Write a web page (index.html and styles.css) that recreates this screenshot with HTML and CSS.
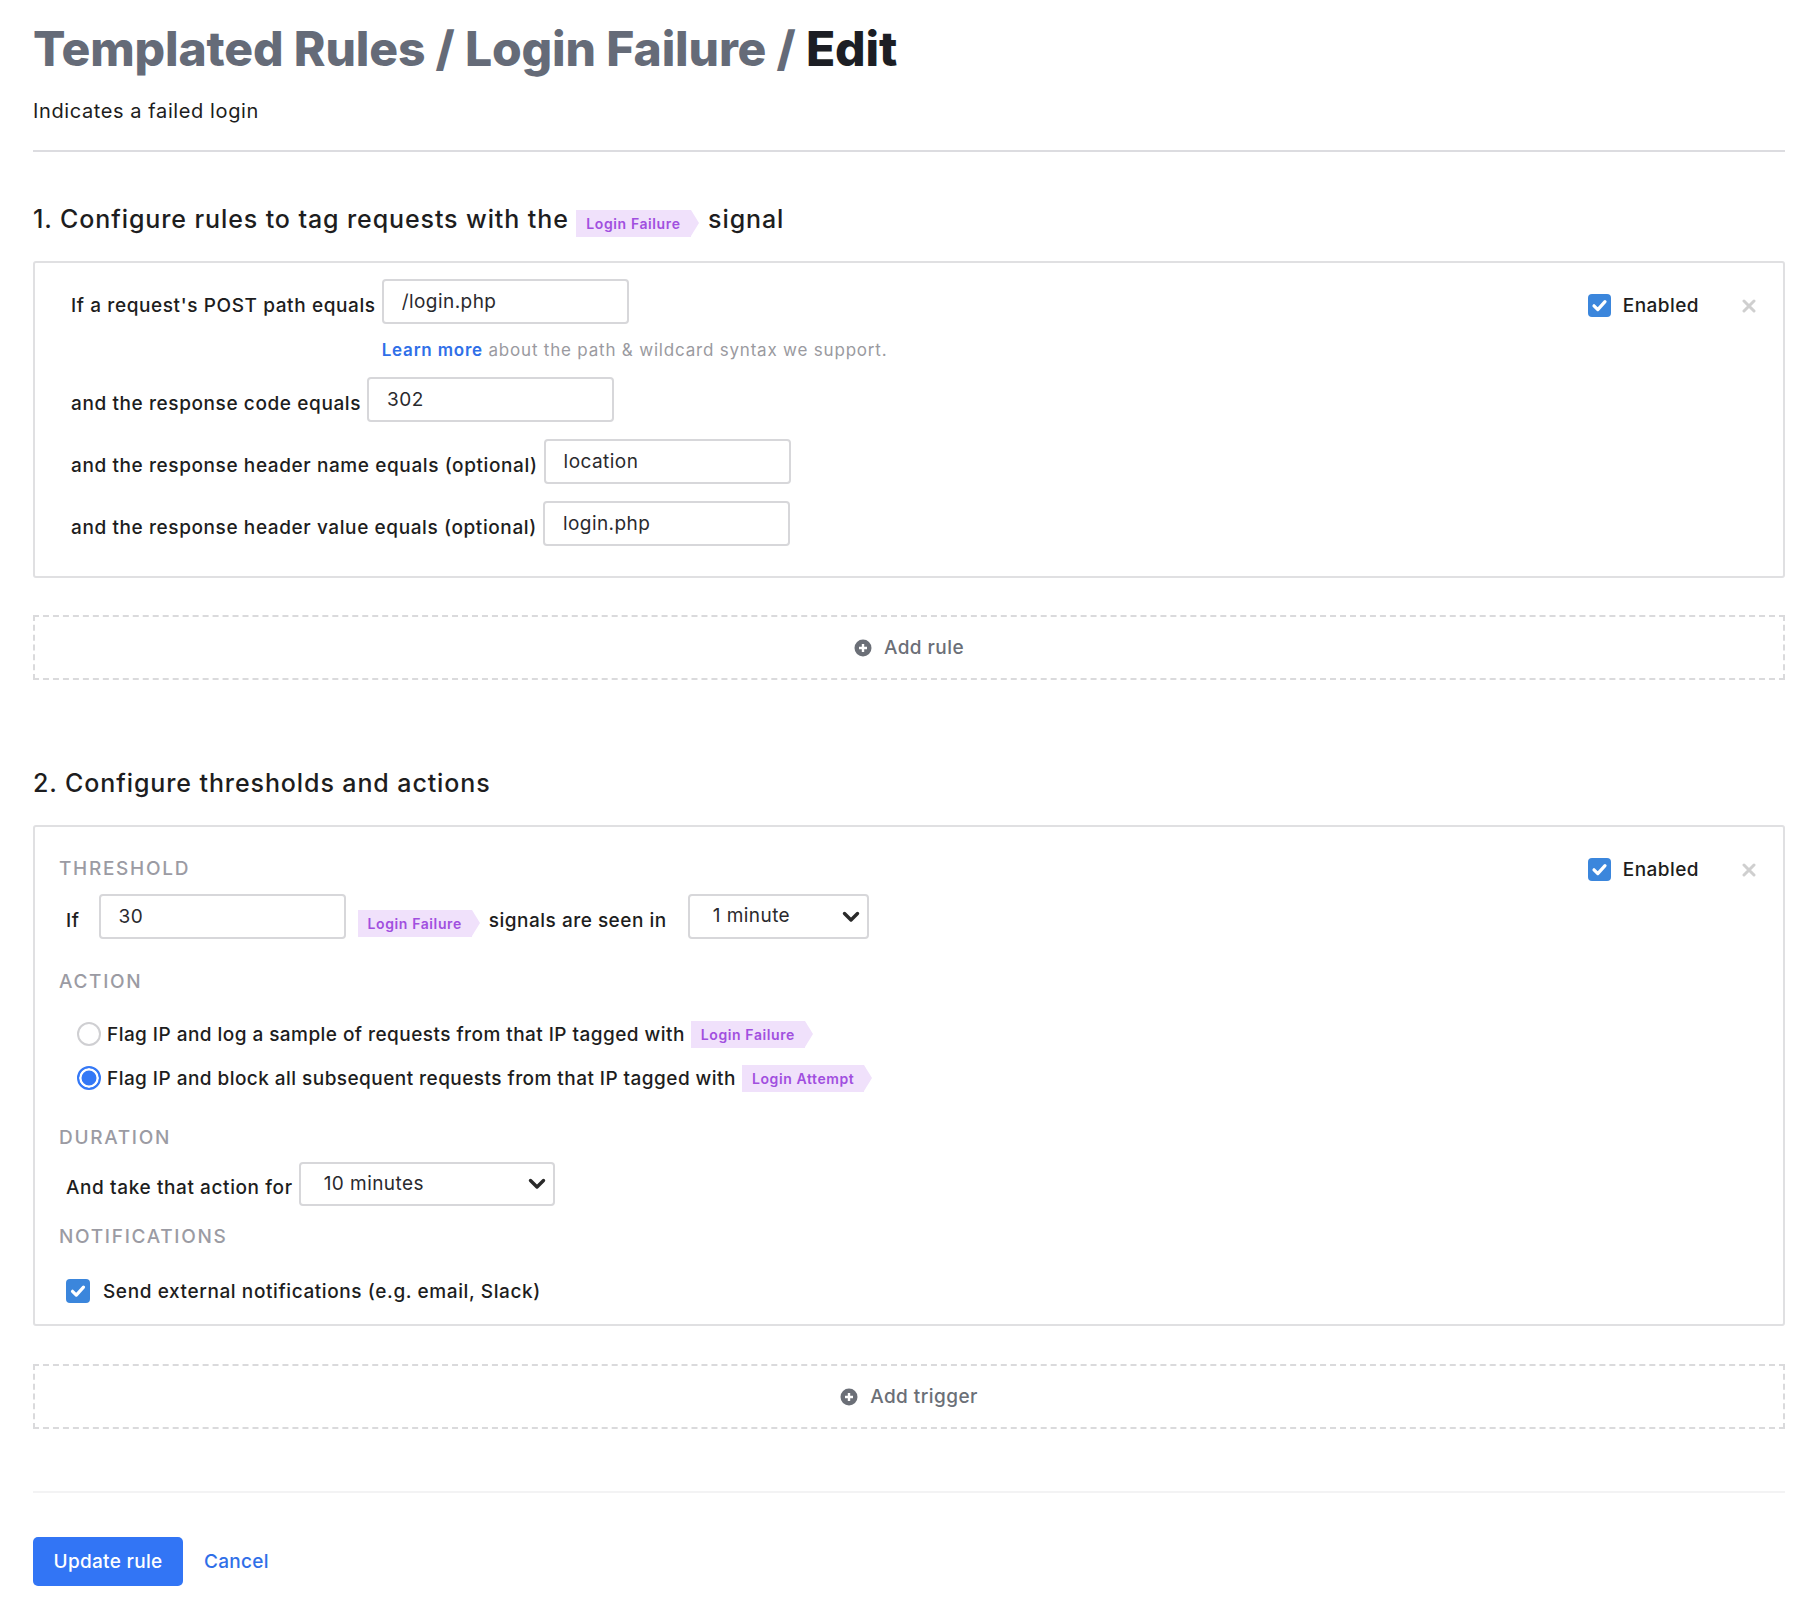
FILE: index.html
```html
<!DOCTYPE html>
<html lang="en">
<head>
<meta charset="utf-8">
<title>Templated Rules / Login Failure / Edit</title>
<link rel="stylesheet" href="styles.css">
</head>
<body>
<main class="page">
  <header class="page-header">
    <h1 class="title"><span class="crumb">Templated Rules / Login Failure / </span><span class="current">Edit</span></h1>
    <p class="subtitle">Indicates a failed login</p>
  </header>

  <section class="section section-rules">
    <h2 class="section-title">1. Configure rules to tag requests with the <span class="tag tag-heading">Login Failure</span> signal</h2>

    <div class="card">
      <div class="card-body rule-body">
        <div class="field-row">
          <label class="field-label">If a request's POST path equals</label>
          <div class="field-stack">
            <input class="text-input" type="text" value="/login.php">
            <p class="help"><a class="help-link" href="#">Learn more</a> about the path &amp; wildcard syntax we support.</p>
          </div>
        </div>
        <div class="field-row row-after-help">
          <label class="field-label">and the response code equals</label>
          <input class="text-input" type="text" value="302">
        </div>
        <div class="field-row row-next">
          <label class="field-label">and the response header name equals (optional)</label>
          <input class="text-input" type="text" value="location">
        </div>
        <div class="field-row row-next">
          <label class="field-label">and the response header value equals (optional)</label>
          <input class="text-input" type="text" value="login.php">
        </div>
      </div>
      <div class="card-controls">
        <span class="checkbox checked"><svg viewBox="0 0 23 23" width="23" height="23"><path d="M6 11.8l3.8 3.8 7.2-8" fill="none" stroke="#fff" stroke-width="3.2" stroke-linecap="round" stroke-linejoin="round"/></svg></span>
        <span class="enabled-text">Enabled</span>
        <svg class="close-icon" viewBox="0 0 14 14" width="14" height="14"><path d="M2 2l10 10M12 2L2 12" stroke="#cfcfcf" stroke-width="3" stroke-linecap="round"/></svg>
      </div>
    </div>

    <div class="add-box">
      <svg class="add-icon" viewBox="0 0 18 18" width="18" height="18"><circle cx="9" cy="9" r="8.5" fill="#6b6f77"/><path d="M9 5v8M5 9h8" stroke="#fff" stroke-width="2.4"/></svg>
      <span>Add rule</span>
    </div>
  </section>

  <section class="section section-thresholds">
    <h2 class="section-title">2. Configure thresholds and actions</h2>

    <div class="card">
      <div class="card-body threshold-body">
        <div class="group-label">Threshold</div>
        <div class="field-row threshold-row">
          <label class="field-label if-label">If</label>
          <input class="text-input" type="text" value="30">
          <span class="tag tag-inline">Login Failure</span>
          <span class="field-label seen-label">signals are seen in</span>
          <div class="select select-minute"><span>1 minute</span><svg class="chevron" viewBox="0 0 18 12" width="18" height="12"><path d="M2.5 2.5L9 9l6.5-6.5" fill="none" stroke="#2a2a2a" stroke-width="3.4" stroke-linecap="round" stroke-linejoin="round"/></svg></div>
        </div>

        <div class="group-label action-label">Action</div>
        <div class="radio-row">
          <span class="radio"></span>
          <span class="radio-text">Flag IP and log a sample of requests from that IP tagged with</span>
          <span class="tag tag-inline">Login Failure</span>
        </div>
        <div class="radio-row radio-row-next">
          <span class="radio selected"></span>
          <span class="radio-text">Flag IP and block all subsequent requests from that IP tagged with</span>
          <span class="tag tag-inline">Login Attempt</span>
        </div>

        <div class="group-label duration-label">Duration</div>
        <div class="field-row duration-row">
          <label class="field-label">And take that action for</label>
          <div class="select select-duration"><span>10 minutes</span><svg class="chevron" viewBox="0 0 18 12" width="18" height="12"><path d="M2.5 2.5L9 9l6.5-6.5" fill="none" stroke="#2a2a2a" stroke-width="3.4" stroke-linecap="round" stroke-linejoin="round"/></svg></div>
        </div>

        <div class="group-label notif-label">Notifications</div>
        <div class="check-row">
          <span class="checkbox checked"><svg viewBox="0 0 24 24" width="24" height="24"><path d="M6.5 12.3l3.8 3.8 7.2-8" fill="none" stroke="#fff" stroke-width="3.2" stroke-linecap="round" stroke-linejoin="round"/></svg></span>
          <span class="check-text">Send external notifications (e.g. email, Slack)</span>
        </div>
      </div>
      <div class="card-controls">
        <span class="checkbox checked"><svg viewBox="0 0 23 23" width="23" height="23"><path d="M6 11.8l3.8 3.8 7.2-8" fill="none" stroke="#fff" stroke-width="3.2" stroke-linecap="round" stroke-linejoin="round"/></svg></span>
        <span class="enabled-text">Enabled</span>
        <svg class="close-icon" viewBox="0 0 14 14" width="14" height="14"><path d="M2 2l10 10M12 2L2 12" stroke="#cfcfcf" stroke-width="3" stroke-linecap="round"/></svg>
      </div>
    </div>

    <div class="add-box add-trigger">
      <svg class="add-icon" viewBox="0 0 18 18" width="18" height="18"><circle cx="9" cy="9" r="8.5" fill="#6b6f77"/><path d="M9 5v8M5 9h8" stroke="#fff" stroke-width="2.4"/></svg>
      <span>Add trigger</span>
    </div>
  </section>

  <footer class="form-footer">
    <button class="btn-primary" type="button">Update rule</button>
    <a class="btn-link" href="#">Cancel</a>
  </footer>
</main>
</body>
</html>
```

FILE: styles.css
```css
* { box-sizing: border-box; }

html, body {
  margin: 0;
  padding: 0;
  background: #ffffff;
}

body {
  font-family: Inter, "Noto Sans", "Liberation Sans", sans-serif;
  color: #1d1d20;
  font-size: 19px;
  letter-spacing: 0.45px;
}

.page {
  padding: 20px 23px 40px 33px;
}

.page-header {
  border-bottom: 2px solid #dcdce0;
  padding-bottom: 26px;
}

.title {
  margin: 0;
  font-size: 48px;
  line-height: 58px;
  font-weight: 800;
  letter-spacing: -0.15px;
  color: #656b78;
}

.title .current {
  color: #1c1e24;
}

.subtitle {
  margin: 20px 0 0;
  font-size: 20px;
  line-height: 26px;
  font-weight: 400;
  letter-spacing: 0.6px;
  color: #1d1d20;
}

.section-title {
  margin: 0;
  font-size: 25px;
  line-height: 32px;
  font-weight: 500;
  letter-spacing: 0.9px;
  color: #1d1d20;
}

.section-rules .section-title {
  margin-top: 51px;
}

.section-thresholds .section-title {
  margin-top: 87px;
}

/* tags */
.tag {
  display: inline-block;
  position: relative;
  background: #f0e1fb;
  color: #a14fdf;
  font-size: 14px;
  font-weight: 600;
  line-height: 27px;
  height: 27px;
  padding: 0 10px;
  margin-right: 8px;
  vertical-align: middle;
  letter-spacing: 0.6px;
}

.tag::after {
  content: "";
  position: absolute;
  top: 0;
  right: -8px;
  border-top: 13.5px solid transparent;
  border-bottom: 13.5px solid transparent;
  border-left: 8px solid #f0e1fb;
}

.tag-heading {
  margin-right: 10px;
  top: 2px;
}

/* cards */
.card {
  display: flex;
  align-items: flex-start;
  border: 2px solid #e0e0e2;
  border-radius: 3px;
  margin-top: 26px;
}

.card-body {
  flex: 1;
}

.rule-body {
  padding: 16px 0 30px 36px;
}

.threshold-body {
  padding: 27px 0 17px 24px;
}

.card-controls {
  display: flex;
  align-items: center;
  padding: 31px 27px 0 0;
}

.checkbox {
  display: inline-flex;
  width: 23px;
  height: 23px;
  border-radius: 4px;
  background: #3b86dc;
  flex: none;
}

.checkbox svg {
  display: block;
}

.enabled-text {
  margin-left: 12px;
  font-size: 19px;
  font-weight: 500;
  color: #1d1d20;
}

.close-icon {
  margin-left: 43px;
  display: block;
}

/* fields */
.field-row {
  display: flex;
  align-items: baseline;
}

.row-after-help {
  margin-top: 15px;
}

.row-next {
  margin-top: 17px;
}

.field-label {
  position: relative;
  top: 4px;
  font-size: 19px;
  font-weight: 500;
  letter-spacing: 0.6px;
  color: #1d1d20;
  margin-right: 6px;
  white-space: nowrap;
}

.field-stack {
  display: block;
}

.text-input {
  width: 247px;
  height: 45px;
  border: 2px solid #d7d7da;
  border-radius: 4px;
  padding: 0 18px;
  font-family: Inter, "Noto Sans", "Liberation Sans", sans-serif;
  font-size: 19px;
  letter-spacing: 0.45px;
  color: #2a2a2e;
  background: #fff;
  outline: none;
}

.help {
  margin: 14px 0 0;
  font-size: 17px;
  line-height: 24px;
  letter-spacing: 0.8px;
  color: #9a9aa0;
  font-weight: 400;
}

.help-link {
  color: #2f6fe8;
  font-weight: 600;
  text-decoration: none;
}

/* threshold */
.group-label {
  position: relative;
  top: 2px;
  font-size: 19px;
  line-height: 26px;
  font-weight: 500;
  letter-spacing: 1.7px;
  color: #9b9ba3;
  text-transform: uppercase;
}

.threshold-row {
  margin-top: 14px;
  padding-left: 7px;
}

.threshold-row .if-label {
  margin-right: 19px;
}

.threshold-row .text-input {
  margin-right: 12px;
}

.threshold-row .tag {
  align-self: center;
  margin-top: 14px;
  margin-right: 17px;
}

.threshold-row .seen-label {
  letter-spacing: 0.5px;
  margin-right: 21px;
}

.select {
  display: flex;
  align-items: center;
  justify-content: space-between;
  height: 45px;
  border: 2px solid #d7d7da;
  border-radius: 4px;
  background: #fff;
  font-size: 19px;
  color: #2a2a2e;
  padding: 0 7px 0 23px;
  align-self: center;
}

.select span {
  position: relative;
  top: -1px;
}

.select-minute {
  width: 181px;
}

.select-duration {
  width: 256px;
  height: 44px;
}

.chevron {
  display: block;
}

.action-label {
  margin-top: 28px;
}

.radio-row {
  display: flex;
  align-items: center;
  height: 32px;
  margin-top: 25px;
  padding-left: 18px;
}

.radio-row-next {
  margin-top: 12px;
}

.radio {
  width: 24px;
  height: 24px;
  border-radius: 50%;
  border: 2px solid #cfcfd2;
  background: #fff;
  flex: none;
}

.radio.selected {
  border: 2.5px solid #3478f6;
  background: #3478f6;
  box-shadow: inset 0 0 0 2.5px #fff;
}

.radio-text {
  margin-left: 6px;
  margin-right: 6px;
  font-size: 19px;
  font-weight: 500;
  color: #1d1d20;
}

.duration-label {
  margin-top: 29px;
}

.duration-row {
  margin-top: 13px;
  padding-left: 7px;
  align-items: center;
}

.duration-row .field-label {
  top: 3px;
}

.notif-label {
  margin-top: 16px;
}

.check-row {
  display: flex;
  align-items: center;
  height: 32px;
  margin-top: 27px;
  padding-left: 7px;
}

.check-row .checkbox {
  width: 24px;
  height: 24px;
}

.check-text {
  margin-left: 13px;
  font-size: 19px;
  font-weight: 500;
  letter-spacing: 0.6px;
  color: #1d1d20;
}

/* add boxes */
.add-box {
  display: flex;
  align-items: center;
  justify-content: center;
  height: 65px;
  border: 2px dashed #dadadc;
  margin-top: 37px;
  color: #6b6f77;
  font-size: 19px;
  font-weight: 500;
}

.add-icon {
  margin-right: 12px;
  display: block;
}

.add-trigger {
  margin-top: 38px;
}

/* footer */
.form-footer {
  display: flex;
  align-items: center;
  border-top: 2px solid #f3f3f4;
  margin-top: 62px;
  padding-top: 44px;
}

.btn-primary {
  width: 150px;
  height: 49px;
  border: none;
  border-radius: 5px;
  background: #3275f5;
  color: #fff;
  font-family: Inter, "Noto Sans", "Liberation Sans", sans-serif;
  font-size: 19px;
  letter-spacing: 0.3px;
  font-weight: 500;
  cursor: pointer;
}

.btn-link {
  margin-left: 21px;
  color: #2f6fe8;
  font-size: 19px;
  letter-spacing: 0.3px;
  font-weight: 500;
  text-decoration: none;
}
```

**Do this**
For this exercise, gather every line of the data that contains the word "index".

**Complete answer**
Write a web page (index.html and styles.css) that recreates this screenshot with HTML and CSS.
FILE: index.html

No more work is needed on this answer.